Le Serviteur du Prophète
(contribution de Dina Youras).
Quels merveilleux moments je passe tous les soirs en compagnie de cet auteur MIKA WALTARI de l’Académie de Finlande qui a publié en 1949 une superbe fresque historique qui a pour titre « le Serviteur du Prophète ».
Une immersion haute en couleurs dans Alger de l’époque des corsaires, avant et pendant la Régence Turque. Mikael, « l’Escholier de Dieu » qui s’est embarqué pour un pèlerinage en compagnie de son frère, de son chien et d’une dame aux yeux vairons, tombé entre les mains des corsaires barbaresques, ne doit la vie sauve qu’à sa conversion à l’Islam.
Médecin érudit, devenu esclave comme ces milliers de captifs occidentaux des corsaires algériens (à l’instar de l’écrivain Cervantès), il apprend le Coran à l’Ecole de la Mosquée d’Alger. Tour à tour guerrier, philosophe, favori au faite du pouvoir ou prisonnier croupissant au fond d’une geôle, il raconte avec beaucoup d’humour et de tendresse, cette riche expérience passée aux côtés de Khierredine Barberousse en soutenant le combat des algérois contre les Rois Hafsides complices des Espagnols qui contrôlaient Alger depuis la forteresse du Penon.

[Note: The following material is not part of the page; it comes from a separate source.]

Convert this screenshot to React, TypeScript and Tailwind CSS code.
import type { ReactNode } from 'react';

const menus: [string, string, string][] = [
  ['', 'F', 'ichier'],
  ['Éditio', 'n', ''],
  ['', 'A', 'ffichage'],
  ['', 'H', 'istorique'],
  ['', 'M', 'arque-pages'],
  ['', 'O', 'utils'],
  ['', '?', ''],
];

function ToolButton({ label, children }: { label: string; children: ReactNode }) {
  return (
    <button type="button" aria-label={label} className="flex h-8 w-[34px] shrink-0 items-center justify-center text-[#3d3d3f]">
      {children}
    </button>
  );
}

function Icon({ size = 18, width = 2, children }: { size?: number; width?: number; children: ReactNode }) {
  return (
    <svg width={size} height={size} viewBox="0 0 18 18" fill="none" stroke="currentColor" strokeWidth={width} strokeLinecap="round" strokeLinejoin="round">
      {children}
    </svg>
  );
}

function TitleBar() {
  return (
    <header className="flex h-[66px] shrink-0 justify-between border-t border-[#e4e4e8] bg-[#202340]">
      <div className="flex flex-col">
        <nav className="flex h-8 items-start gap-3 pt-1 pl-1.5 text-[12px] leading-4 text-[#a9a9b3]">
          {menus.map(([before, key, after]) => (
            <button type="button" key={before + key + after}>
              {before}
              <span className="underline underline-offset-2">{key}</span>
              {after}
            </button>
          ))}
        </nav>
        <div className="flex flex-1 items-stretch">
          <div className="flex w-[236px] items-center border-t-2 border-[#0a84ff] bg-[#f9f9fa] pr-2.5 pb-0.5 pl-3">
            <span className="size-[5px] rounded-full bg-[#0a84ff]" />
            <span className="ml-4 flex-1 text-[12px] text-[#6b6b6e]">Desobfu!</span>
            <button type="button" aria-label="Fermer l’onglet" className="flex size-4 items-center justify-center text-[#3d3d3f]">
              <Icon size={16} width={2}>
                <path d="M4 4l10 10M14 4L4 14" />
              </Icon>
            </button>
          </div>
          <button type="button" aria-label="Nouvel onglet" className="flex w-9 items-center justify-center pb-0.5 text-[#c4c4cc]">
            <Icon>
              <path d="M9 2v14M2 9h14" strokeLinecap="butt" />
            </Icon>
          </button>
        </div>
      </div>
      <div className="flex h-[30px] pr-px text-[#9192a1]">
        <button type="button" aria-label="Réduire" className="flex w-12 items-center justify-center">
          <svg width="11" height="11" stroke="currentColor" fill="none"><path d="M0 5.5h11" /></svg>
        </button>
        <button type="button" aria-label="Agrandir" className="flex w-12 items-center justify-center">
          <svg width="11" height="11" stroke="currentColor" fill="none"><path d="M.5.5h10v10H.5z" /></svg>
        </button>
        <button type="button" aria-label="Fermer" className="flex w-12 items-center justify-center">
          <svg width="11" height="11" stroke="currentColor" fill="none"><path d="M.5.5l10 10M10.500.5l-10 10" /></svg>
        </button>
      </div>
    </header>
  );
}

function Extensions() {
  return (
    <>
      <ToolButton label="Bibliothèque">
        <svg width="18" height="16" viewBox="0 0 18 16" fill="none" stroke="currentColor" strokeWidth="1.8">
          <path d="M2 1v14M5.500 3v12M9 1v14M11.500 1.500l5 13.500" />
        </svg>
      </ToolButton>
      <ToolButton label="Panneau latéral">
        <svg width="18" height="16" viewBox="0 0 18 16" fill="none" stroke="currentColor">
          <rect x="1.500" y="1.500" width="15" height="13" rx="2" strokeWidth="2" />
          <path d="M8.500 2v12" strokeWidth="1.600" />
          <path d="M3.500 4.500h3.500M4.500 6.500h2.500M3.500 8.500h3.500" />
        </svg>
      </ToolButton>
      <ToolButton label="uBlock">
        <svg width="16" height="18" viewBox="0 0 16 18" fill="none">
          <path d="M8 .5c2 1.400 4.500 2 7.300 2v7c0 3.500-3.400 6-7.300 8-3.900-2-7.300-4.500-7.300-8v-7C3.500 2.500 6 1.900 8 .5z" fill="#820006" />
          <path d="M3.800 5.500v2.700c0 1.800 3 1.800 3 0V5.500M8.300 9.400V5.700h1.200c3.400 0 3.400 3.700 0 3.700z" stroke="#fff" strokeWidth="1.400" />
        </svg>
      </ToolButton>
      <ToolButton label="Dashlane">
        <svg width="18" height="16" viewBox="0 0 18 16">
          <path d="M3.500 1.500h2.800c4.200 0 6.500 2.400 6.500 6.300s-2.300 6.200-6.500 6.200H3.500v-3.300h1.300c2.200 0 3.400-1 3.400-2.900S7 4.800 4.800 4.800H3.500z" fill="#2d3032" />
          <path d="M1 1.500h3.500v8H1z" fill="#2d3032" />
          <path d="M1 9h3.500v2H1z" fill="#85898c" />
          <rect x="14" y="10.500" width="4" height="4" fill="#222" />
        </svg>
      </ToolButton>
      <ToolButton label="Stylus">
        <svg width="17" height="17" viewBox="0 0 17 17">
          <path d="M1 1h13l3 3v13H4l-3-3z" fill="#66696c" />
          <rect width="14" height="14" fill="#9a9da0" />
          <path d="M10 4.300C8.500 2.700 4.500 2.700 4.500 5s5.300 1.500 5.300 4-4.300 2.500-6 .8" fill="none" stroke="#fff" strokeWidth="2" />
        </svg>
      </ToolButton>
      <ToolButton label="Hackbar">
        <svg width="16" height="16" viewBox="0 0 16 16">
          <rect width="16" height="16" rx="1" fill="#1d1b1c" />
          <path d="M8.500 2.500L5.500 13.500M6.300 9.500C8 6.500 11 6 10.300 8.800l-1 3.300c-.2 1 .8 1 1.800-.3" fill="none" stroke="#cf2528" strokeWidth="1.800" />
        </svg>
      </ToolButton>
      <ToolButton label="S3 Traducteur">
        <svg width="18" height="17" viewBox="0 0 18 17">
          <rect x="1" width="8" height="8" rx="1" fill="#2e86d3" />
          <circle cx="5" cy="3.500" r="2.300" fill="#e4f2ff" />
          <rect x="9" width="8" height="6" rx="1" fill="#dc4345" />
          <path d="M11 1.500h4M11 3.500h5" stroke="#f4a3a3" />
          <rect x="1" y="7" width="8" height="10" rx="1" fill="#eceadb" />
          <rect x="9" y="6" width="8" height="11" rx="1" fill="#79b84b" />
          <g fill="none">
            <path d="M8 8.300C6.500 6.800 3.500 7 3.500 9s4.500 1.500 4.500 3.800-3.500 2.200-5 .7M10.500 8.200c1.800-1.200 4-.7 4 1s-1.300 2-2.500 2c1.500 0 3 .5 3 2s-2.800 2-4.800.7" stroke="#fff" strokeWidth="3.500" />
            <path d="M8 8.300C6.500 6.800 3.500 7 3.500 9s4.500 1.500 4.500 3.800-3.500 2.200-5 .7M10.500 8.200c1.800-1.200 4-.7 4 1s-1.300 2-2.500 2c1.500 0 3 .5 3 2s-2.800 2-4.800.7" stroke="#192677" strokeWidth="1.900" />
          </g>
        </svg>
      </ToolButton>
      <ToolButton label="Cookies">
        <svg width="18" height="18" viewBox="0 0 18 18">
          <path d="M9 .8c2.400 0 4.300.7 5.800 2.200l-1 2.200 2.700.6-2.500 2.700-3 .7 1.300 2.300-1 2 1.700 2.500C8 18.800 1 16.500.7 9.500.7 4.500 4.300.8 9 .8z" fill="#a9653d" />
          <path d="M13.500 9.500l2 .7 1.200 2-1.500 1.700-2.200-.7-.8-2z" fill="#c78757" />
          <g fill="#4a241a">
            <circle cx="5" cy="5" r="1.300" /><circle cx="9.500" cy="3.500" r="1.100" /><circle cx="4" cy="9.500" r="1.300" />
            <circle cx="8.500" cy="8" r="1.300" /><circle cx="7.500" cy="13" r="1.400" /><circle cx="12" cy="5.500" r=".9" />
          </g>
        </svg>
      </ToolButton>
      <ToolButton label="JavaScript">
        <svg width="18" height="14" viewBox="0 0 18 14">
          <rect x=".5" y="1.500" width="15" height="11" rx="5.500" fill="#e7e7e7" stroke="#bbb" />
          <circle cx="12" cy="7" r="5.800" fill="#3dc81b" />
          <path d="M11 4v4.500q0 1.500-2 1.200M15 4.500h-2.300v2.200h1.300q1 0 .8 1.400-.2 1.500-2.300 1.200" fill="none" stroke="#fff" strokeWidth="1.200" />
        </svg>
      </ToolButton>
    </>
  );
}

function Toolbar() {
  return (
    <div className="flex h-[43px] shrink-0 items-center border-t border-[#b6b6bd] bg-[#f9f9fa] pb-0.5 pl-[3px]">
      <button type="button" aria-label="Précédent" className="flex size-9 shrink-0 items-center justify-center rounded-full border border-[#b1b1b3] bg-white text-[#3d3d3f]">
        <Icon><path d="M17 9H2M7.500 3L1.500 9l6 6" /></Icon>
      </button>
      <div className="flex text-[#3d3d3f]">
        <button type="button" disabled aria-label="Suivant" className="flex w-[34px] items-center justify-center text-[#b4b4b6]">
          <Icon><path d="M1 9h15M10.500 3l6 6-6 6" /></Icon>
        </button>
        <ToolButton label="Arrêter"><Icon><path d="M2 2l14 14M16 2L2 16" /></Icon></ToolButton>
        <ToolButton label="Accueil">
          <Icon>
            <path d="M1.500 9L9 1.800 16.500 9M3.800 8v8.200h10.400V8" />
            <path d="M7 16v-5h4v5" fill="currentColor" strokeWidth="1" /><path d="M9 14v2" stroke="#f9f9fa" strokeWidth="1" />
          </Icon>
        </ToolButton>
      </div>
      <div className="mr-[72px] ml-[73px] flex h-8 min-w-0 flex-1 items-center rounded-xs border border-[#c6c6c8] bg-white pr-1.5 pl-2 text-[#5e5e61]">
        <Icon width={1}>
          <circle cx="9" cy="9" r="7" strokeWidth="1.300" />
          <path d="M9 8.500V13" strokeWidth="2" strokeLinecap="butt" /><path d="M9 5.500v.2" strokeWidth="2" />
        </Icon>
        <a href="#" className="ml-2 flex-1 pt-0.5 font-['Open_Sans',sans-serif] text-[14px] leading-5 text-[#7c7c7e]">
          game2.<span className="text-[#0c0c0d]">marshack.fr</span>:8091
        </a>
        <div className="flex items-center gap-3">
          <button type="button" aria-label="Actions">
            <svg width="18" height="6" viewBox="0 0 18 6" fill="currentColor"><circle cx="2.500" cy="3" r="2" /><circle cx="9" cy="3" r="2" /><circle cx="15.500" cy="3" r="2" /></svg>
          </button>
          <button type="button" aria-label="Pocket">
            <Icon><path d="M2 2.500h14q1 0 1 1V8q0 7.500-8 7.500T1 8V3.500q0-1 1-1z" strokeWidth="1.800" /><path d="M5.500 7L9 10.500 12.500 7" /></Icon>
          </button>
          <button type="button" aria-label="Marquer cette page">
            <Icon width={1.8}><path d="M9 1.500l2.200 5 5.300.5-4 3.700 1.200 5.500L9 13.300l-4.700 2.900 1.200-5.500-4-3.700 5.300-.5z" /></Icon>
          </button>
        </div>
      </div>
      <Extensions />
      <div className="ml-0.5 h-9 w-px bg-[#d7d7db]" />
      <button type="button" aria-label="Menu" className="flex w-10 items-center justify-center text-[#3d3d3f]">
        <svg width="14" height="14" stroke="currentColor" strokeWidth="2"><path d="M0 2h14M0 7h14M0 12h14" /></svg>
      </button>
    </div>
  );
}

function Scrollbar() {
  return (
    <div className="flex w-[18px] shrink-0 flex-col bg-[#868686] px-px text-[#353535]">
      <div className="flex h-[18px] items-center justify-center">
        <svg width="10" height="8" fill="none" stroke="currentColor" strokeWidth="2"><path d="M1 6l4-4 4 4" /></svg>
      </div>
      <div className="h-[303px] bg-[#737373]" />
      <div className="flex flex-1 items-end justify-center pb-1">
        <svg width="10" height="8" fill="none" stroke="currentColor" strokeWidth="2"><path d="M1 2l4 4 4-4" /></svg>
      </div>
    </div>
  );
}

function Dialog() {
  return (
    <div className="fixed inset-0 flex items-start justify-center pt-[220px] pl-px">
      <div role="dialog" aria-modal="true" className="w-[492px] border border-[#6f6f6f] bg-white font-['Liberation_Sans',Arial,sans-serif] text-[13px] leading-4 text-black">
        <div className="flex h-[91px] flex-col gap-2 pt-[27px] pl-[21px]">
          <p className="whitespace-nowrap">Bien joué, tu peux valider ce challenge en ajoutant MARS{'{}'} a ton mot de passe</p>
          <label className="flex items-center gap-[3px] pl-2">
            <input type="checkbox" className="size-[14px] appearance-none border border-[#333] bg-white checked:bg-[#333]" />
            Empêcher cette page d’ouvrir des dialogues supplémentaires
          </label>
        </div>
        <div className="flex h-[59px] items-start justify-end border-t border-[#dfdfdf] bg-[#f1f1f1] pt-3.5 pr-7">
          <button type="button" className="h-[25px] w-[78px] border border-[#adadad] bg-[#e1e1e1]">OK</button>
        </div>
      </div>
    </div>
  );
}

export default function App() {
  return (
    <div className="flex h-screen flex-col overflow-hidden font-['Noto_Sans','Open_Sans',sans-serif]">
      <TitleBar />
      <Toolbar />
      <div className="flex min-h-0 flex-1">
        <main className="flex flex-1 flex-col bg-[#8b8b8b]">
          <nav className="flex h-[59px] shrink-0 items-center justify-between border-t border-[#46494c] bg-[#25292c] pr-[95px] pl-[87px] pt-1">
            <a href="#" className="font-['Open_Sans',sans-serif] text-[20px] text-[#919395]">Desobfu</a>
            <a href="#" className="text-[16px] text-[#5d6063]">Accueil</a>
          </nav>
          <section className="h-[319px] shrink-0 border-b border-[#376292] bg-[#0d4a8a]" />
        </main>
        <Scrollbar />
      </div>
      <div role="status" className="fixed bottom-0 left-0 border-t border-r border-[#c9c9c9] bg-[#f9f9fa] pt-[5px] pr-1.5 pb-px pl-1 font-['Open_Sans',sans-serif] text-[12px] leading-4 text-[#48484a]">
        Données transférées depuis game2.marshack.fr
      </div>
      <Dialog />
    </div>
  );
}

Combat qui le mènera jusqu’aux côtés de Soliman le magnifique et de la belle Roxelane. L’auteur nous apprend que les rues d’Alger de cette époque grouillaient d’un monde cosmopolite où l’on parlait toutes les langues européennes, sur fond de bruit assourdissant des lourdes chaines de l’esclavage noir et de l’esclavage blanc, qui était alors très largement pratiqué par nos ancêtres !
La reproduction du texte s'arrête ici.